Jamie Selkirk's editing of The Return of the King deserves particular praise; with richly delivered tones and style, he inter- and intra-edits for incredible impact. (The Siege of Gondor - everything works. The horrific opening salvo, the catapults devastating the city, the siege rams, the bezerker trolls dressed in thick armour, the magnificent near-suicidal and sacrificial charge of the Rohirrim.) And as the journey of Frodo, Sam and Gollum reaches its head, it's difficult not to be moved by empathy for our valiant heroes, especially Sam. The unbroken will of his resolve to help Frodo up the Mountain of Fire overwhelmed me. It's the sheer manipulative skill of Jackson and Selkirk that they nurture each story thread and bring them to a satisfying head. The movie veers from pure elation to dark despair and back in a frighteningly brief moment, and manages to do it without feeling the least bit schizophrenic or cheaply written. Each element is polished to a fine veneer. The theme of self-sacrifice runs through the veins of Return of the King and never lets up, not even during the excellent 20-minute epilogue.

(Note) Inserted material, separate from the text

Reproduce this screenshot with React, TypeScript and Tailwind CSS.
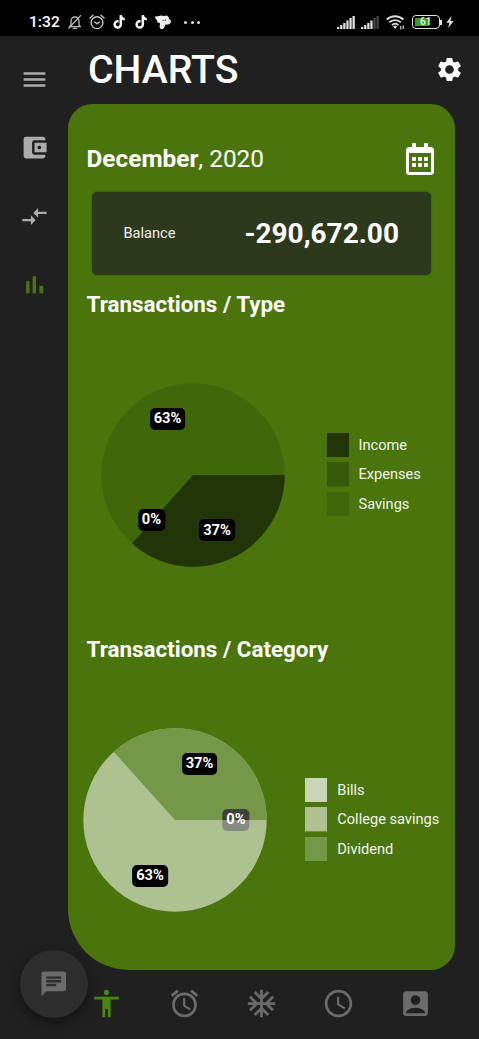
import {
  MdMenu,
  MdAccountBalanceWallet,
  MdCompareArrows,
  MdSettings,
  MdAccessibility,
  MdAlarm,
  MdAcUnit,
  MdAccessTime,
  MdAccountBox,
  MdChat,
} from "react-icons/md";
import { FaRegCalendarAlt } from "react-icons/fa";

function Bars() {
  return (
    <svg width="29" height="29" viewBox="0 0 29 29" fill="#49750c">
      <rect x="6.2" y="11.3" width="3.3" height="12" />
      <rect x="12.6" y="6.2" width="3.4" height="17.1" />
      <rect x="19.4" y="15.8" width="3.8" height="7.5" />
    </svg>
  );
}

function BellOff() {
  return (
    <svg width="14" height="16" viewBox="0 0 14 16" fill="none" stroke="#bdbdbd" strokeWidth="1.3">
      <path d="M3 11V7a4 4 0 0 1 8 0v4l1.4 1.6H1.6L3 11Z" strokeLinejoin="round" />
      <path d="M5.3 14.4h3.4M.8 14 12.6 1.6" strokeLinecap="round" />
    </svg>
  );
}

function AlarmFace() {
  return (
    <svg width="16" height="16" viewBox="0 0 16 16" fill="none" stroke="#c8c8c8" strokeWidth="1.4" strokeLinecap="round">
      <circle cx="8" cy="8.7" r="5.9" />
      <path d="M1 4 4 1.3M15 4l-3-2.7M5.8 8l2.2 1.8L10.4 8" />
    </svg>
  );
}

function Note() {
  return (
    <svg width="12" height="14" viewBox="0 0 12 14" fill="none" stroke="#f4f4f4" strokeWidth="2.5">
      <path d="M5.6 6.3H4.8a3.1 3.1 0 1 0 3 3.1V.2c.2 2.4 1.8 3.9 4 4" />
    </svg>
  );
}

function Mascot() {
  return (
    <svg width="16" height="15" viewBox="0 0 16 15">
      <path fill="#f0f0f0" d="M0 1.4 3 1.2 6 .6l3 .3 3-.4 1.6 1.6.4 2 2 1.2-.4 3-2.4 1.2-3 .3-.8 2.6-1.8 1.8-2.2-.4-.9-2.4.6-2.6L4.6 8 2.4 7.4 2 5 .6 4Z" />
      <path fill="#222" d="M7.6 4.8h.9v1.2h-.9zM9.9 4.6h.9v1.2h-.9z" />
    </svg>
  );
}

function Signal({ full }: { full: boolean }) {
  const bars = [2, 4, 6, 8.5, 11, 13];
  return (
    <svg width="18" height="13" viewBox="0 0 18 13">
      {bars.map((h, i) => (
        <rect key={i} x={i * 3.1} y={13 - h} width="2.3" height={h} fill={full || i < 4 ? "#dedede" : "#444"} />
      ))}
    </svg>
  );
}

function Wifi() {
  return (
    <svg width="19" height="15" viewBox="0 0 19 15" fill="none" stroke="#dedede" strokeWidth="1.9">
      <path d="M.8 4.5a12.2 12.2 0 0 1 16.6 0M3.3 7.4a8.4 8.4 0 0 1 11.6 0M6 10.1a4.6 4.6 0 0 1 6.4 0" />
      <path d="m7.2 11.6 1.9 2.3 1.9-2.3a2.6 2.6 0 0 0-3.8 0Z" fill="#dedede" stroke="none" />
      <path d="M14.8 11v3.5M17.2 10.5V14" strokeWidth="1.1" />
    </svg>
  );
}

function StatusBar() {
  return (
    <div className="flex h-9 shrink-0 items-start bg-black pt-[13px] text-[#f2f2f2]">
      <div className="flex h-[18px] items-center pl-[29px]">
        <span className="w-[39px] text-[15.5px] leading-[18px] font-semibold">1:32</span>
        <BellOff />
        <span className="ml-[7px] flex"><AlarmFace /></span>
        <span className="ml-[8px] flex"><Note /></span>
        <span className="ml-[10px] flex"><Note /></span>
        <span className="ml-[8px] flex"><Mascot /></span>
        <span className="ml-[13px] flex gap-[3.5px]">
          <i className="size-[3px] rounded-full bg-[#dedede]" />
          <i className="size-[3px] rounded-full bg-[#dedede]" />
          <i className="size-[3px] rounded-full bg-[#dedede]" />
        </span>
      </div>
      <div className="ml-auto flex h-[18px] items-center pr-[25px]">
        <Signal full />
        <span className="ml-[6px] flex"><Signal full={false} /></span>
        <span className="ml-[7px] flex"><Wifi /></span>
        <div className="ml-[7px] flex h-[14px] w-[28px] rounded-[4px] border-[1.5px] border-[#e2e2e2] p-[2px]">
          <div className="relative flex w-[14px] bg-[#3f9d1c]">
            <span className="absolute top-[-2px] left-[5px] text-[10px] leading-[12px] font-medium text-white">61</span>
          </div>
        </div>
        <div className="h-[5px] w-[2px] bg-[#e2e2e2]" />
        <svg className="ml-[4px]" width="8" height="12" viewBox="0 0 8 13">
          <path d="M5.6 0 0 7.2h3.3L2 13l6-7.6H4.5Z" fill="#e2e2e2" />
        </svg>
      </div>
    </div>
  );
}

type Slice = { label: string; color: string };

function Legend({ items }: { items: Slice[] }) {
  return (
    <ul className="flex flex-col gap-[5px]">
      {items.map((s) => (
        <li key={s.label} className="flex h-[24.4px] items-center gap-[10px]">
          <svg width="22" height="24.4"><rect width="22" height="24.4" fill={s.color} /></svg>
          <span className="text-[14.6px] leading-[18px] whitespace-nowrap text-[#f1f5ec]">{s.label}</span>
        </li>
      ))}
    </ul>
  );
}

type Tag = { text: string; x: number; y: number; tone?: "soft" };

function Pie({ base, wedge, path, tags }: { base: string; wedge: string; path: string; tags: Tag[] }) {
  return (
    <div className="relative size-[184px] shrink-0">
      <svg width="184" height="184" viewBox="-92 -92 184 184">
        <circle r="91.7" fill={base} />
        <path d={path} fill={wedge} />
      </svg>
      {tags.map((t) => (
        <span
          key={t.text}
          style={{ left: t.x, top: t.y }}
          className={
            "absolute flex h-[22px] -translate-x-1/2 -translate-y-1/2 items-center rounded-[5px] px-[4px] text-[14.7px] leading-none font-bold text-white " +
            (t.tone === "soft" ? "bg-linear-to-b from-[#3c423a] from-50% to-[#858b80] to-50%" : "bg-black")
          }
        >
          {t.text}
        </span>
      ))}
    </div>
  );
}

export default function App() {
  return (
    <div className="flex h-[1039px] w-[479px] flex-col overflow-hidden bg-[#202020] font-['Roboto',sans-serif] text-white">
      <StatusBar />
      <div className="flex h-[933.5px] shrink-0">
        <nav className="flex w-[68px] shrink-0 flex-col items-center gap-[39.3px] pt-[29px] text-[#acacac]">
          <MdMenu size={29} />
          <MdAccountBalanceWallet size={29} />
          <MdCompareArrows size={29} />
          <Bars />
        </nav>
        <div className="flex flex-1 flex-col">
          <header className="flex h-[68px] shrink-0 items-center justify-between pr-[15px] pl-[20px]">
            <h1 className="text-[39.2px] leading-[46px] font-medium">CHARTS</h1>
            <MdSettings size={29} className="mb-[1px]" />
          </header>
          <main className="flex w-[386.5px] flex-1 flex-col rounded-tl-[24.5px] rounded-tr-[24.5px] rounded-br-[24.5px] rounded-bl-[61px] bg-[#49750c]">
            <div className="flex h-[87.5px] shrink-0 items-end justify-between pr-[20px] pl-[18.5px]">
              <p className="pb-[19px] text-[24.4px] leading-[28px]">
                <b className="font-bold">December</b>
                <span>, 2020</span>
              </p>
              <FaRegCalendarAlt size={32} className="mr-[-1px] mb-[17px]" />
            </div>
            <section className="mx-[23.5px] flex h-[83px] shrink-0 items-center justify-between rounded-[5px] bg-[#2d391c] pt-[1px] pr-[32px] pl-[32px] shadow-[0_0_2px_rgba(0,0,0,0.4)]">
              <span className="text-[14.6px] text-[#f1f1ee]">Balance</span>
              <span className="text-[28px] leading-[34px] font-bold">-290,672.00</span>
            </section>
            <h2 className="mt-[15.5px] h-[28px] pl-[18.5px] text-[22.4px] leading-[28px] font-bold">Transactions / Type</h2>
            <div className="mt-[64.5px] flex h-[184px] items-center gap-[42px] pl-[32.5px]">
              <Pie
                base="#40680b"
                wedge="#223508"
                path="M0 0H91.7A91.7 91.7 0 0 1-61 68.5Z"
                tags={[
                  { text: "63%", x: 67, y: 36 },
                  { text: "0%", x: 51, y: 137 },
                  { text: "37%", x: 116.5, y: 147.7 },
                ]}
              />
              <Legend
                items={[
                  { label: "Income", color: "#223508" },
                  { label: "Expenses", color: "#38590a" },
                  { label: "Savings", color: "#40680b" },
                ]}
              />
            </div>
            <h2 className="mt-[68.5px] h-[28px] pl-[18.5px] text-[22.4px] leading-[28px] font-bold">Transactions / Category</h2>
            <div className="mt-[64.5px] flex h-[184px] items-center gap-[38.8px] pl-[14.5px]">
              <Pie
                base="#adc191"
                wedge="#759748"
                path="M0 0H91.7A91.7 91.7 0 0 0-61.3-68.2Z"
                tags={[
                  { text: "37%", x: 117, y: 36 },
                  { text: "0%", x: 153.5, y: 92, tone: "soft" },
                  { text: "63%", x: 67.5, y: 148 },
                ]}
              />
              <Legend
                items={[
                  { label: "Bills", color: "#cad6b9" },
                  { label: "College savings", color: "#adc191" },
                  { label: "Dividend", color: "#759748" },
                ]}
              />
            </div>
          </main>
        </div>
      </div>
      <footer className="flex flex-1 text-[#6b6b6b]">
        <button className="relative -mt-[19.5px] ml-[19.5px] flex size-[68px] shrink-0 items-center justify-center rounded-full bg-[#2d2d2d] shadow-[0_5px_12px_rgba(0,0,0,0.45)]">
          <MdChat size={29.5} />
        </button>
        <div className="mt-[17.5px] ml-[2.8px] flex h-[33px] gap-[44.3px]">
          <MdAccessibility size={33} className="text-[#49860d]" />
          <MdAlarm size={33} />
          <MdAcUnit size={33} />
          <MdAccessTime size={33} />
          <MdAccountBox size={33} />
        </div>
      </footer>
    </div>
  );
}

Howard Shore's music deserves special attention. Listening to the soundtrack CDs of the previous two films plants musical themes that are fully realised through visual and emotional cues. Like Jackson's other areas, it mixes tone, style, melody, geography and instrumental work to glorious impact. The Shire has a string of Celtic inspired themes; Mordor has brassy and thick corrupting tones. The themes sometimes mingle beautifully for incredible power, or at times clash violently and intimately like swords and shields or two massive forces tearing each other up. There are live performances of the score as a symphony - it is that good.

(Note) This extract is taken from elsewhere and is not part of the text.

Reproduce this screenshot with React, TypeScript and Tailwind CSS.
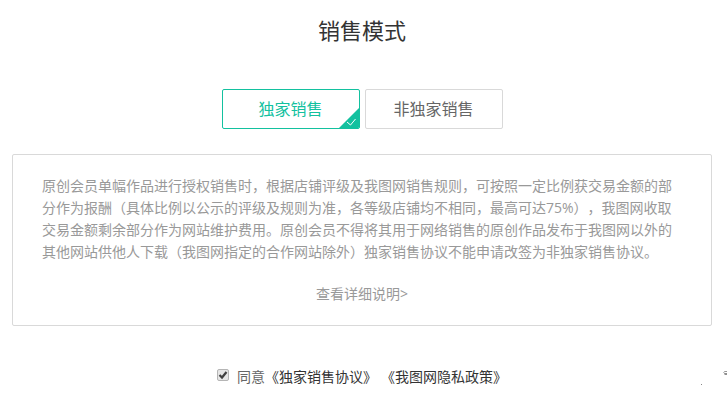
import { useState } from 'react';

const modes = ['独家销售', '非独家销售'];

export default function App() {
  const [mode, setMode] = useState(0);
  const [agreed, setAgreed] = useState(true);

  return (
    <main className="relative min-h-screen overflow-hidden bg-white pt-[15px] pr-[15px] pb-3 pl-3 font-['Open_Sans','Noto_Sans_CJK_SC',sans-serif] text-sm leading-[22px] text-[#999] [text-spacing-trim:space-all]">
      <h1 className="text-center text-[22px] leading-[30px] text-[#333]">销售模式</h1>

      <div className="mt-11 flex justify-center gap-[5px]">
        {modes.map((name, i) => (
          <button
            key={name}
            type="button"
            aria-pressed={mode === i}
            onClick={() => setMode(i)}
            className={
              mode === i
                ? 'relative h-10 w-[138px] overflow-hidden rounded-[2px] border border-[#13c19f] text-base text-[#13c19f]'
                : 'relative h-10 w-[138px] overflow-hidden rounded-[2px] border border-[#d9d9d9] text-base text-[#666]'
            }
          >
            {name}
            {mode === i && (
              <svg className="absolute right-0 bottom-0 h-5 w-5" viewBox="0 0 20 20" aria-hidden="true">
                <path d="M20 0V20H0Z" fill="#13c19f" />
                <path d="M8 14L11.500 17L16.500 11" fill="none" stroke="#fff" strokeWidth="1" />
              </svg>
            )}
          </button>
        ))}
      </div>

      <section className="mt-[25px] rounded-[2px] border border-[#d9d9d9] px-[29px] py-5">
        <p>
          原创会员单幅作品进行授权销售时，根据店铺评级及我图网销售规则，可按照一定比例获交易金额的部分作为报酬（具体比例以公示的评级及规则为准，各等级店铺均不相同，最高可达75%），我图网收取交易金额剩余部分作为网站维护费用。原创会员不得将其用于网络销售的原创作品发布于我图网以外的其他网站供他人下载（我图网指定的合作网站除外）独家销售协议不能申请改签为非独家销售协议。
        </p>
        <div className="mt-5 text-center">
          <a href="#details">查看详细说明&gt;</a>
        </div>
      </section>

      <div className="mt-10 flex items-center justify-center text-[#333]">
        <span className="relative mb-1 block h-3 w-3">
          <input
            id="agree"
            type="checkbox"
            checked={agreed}
            onChange={(e) => setAgreed(e.target.checked)}
            className="block h-3 w-3 appearance-none rounded-[2px] border border-[#b5b5b5] bg-[#e6e6e6]"
          />
          {agreed && (
            <svg className="pointer-events-none absolute inset-0 h-3 w-3" viewBox="0 0 12 12" aria-hidden="true">
              <path d="M2.500 6L5 8.500L9.500 3" fill="none" stroke="#404040" strokeWidth="2.2" />
            </svg>
          )}
        </span>
        <label htmlFor="agree" className="pl-2 text-[#666]">同意</label>
        <a href="#exclusive">《独家销售协议》</a>
        <a href="#privacy" className="ml-1">《我图网隐私政策》</a>
      </div>

      <svg className="absolute right-0 bottom-3 h-5 w-7" viewBox="0 0 28 20" aria-hidden="true">
        <rect x="2" y="16" width="1" height="1" fill="#888" />
        <path d="M28 3.500H25.500Q24 4.500 25.500 5.500" fill="none" stroke="#999" />
        <path d="M25.500 6H28" stroke="#222" strokeWidth="1" />
      </svg>
    </main>
  );
}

Oh, yes... that epilogue. It could have finished at Aragorn's coronation, like Star Wars, but the emotional journey of the characters would have been incomplete. Bilbo and Frodo leaving for the Grey Havens, with Bilbo pining after his old ring, gives the film an unpleasant tang of bitterness. They'll never be free of its soul-staining power. Here the film takes as long as it needs. As for the lengthy ending criticisms, we've just seen the end of an eleven hour movie - is it too much to ask for some decent closure on these characters who have won over our hearts and minds?
Before the theatrical release of The Fellowship of the Ring, did anyone expect the playfully genial director of Braindead and Heavenly Creatures to deliver on his promise of such a gargantuan piece of 20th century literature? I like to think the true meaning of the word epic in cinema is that the ideas stretch much farther than the story, the edges of the screen disappear and form a whole world in which you can believe. Peter Jackson's The Lord of the Rings achieves this, and I dearly love it for that.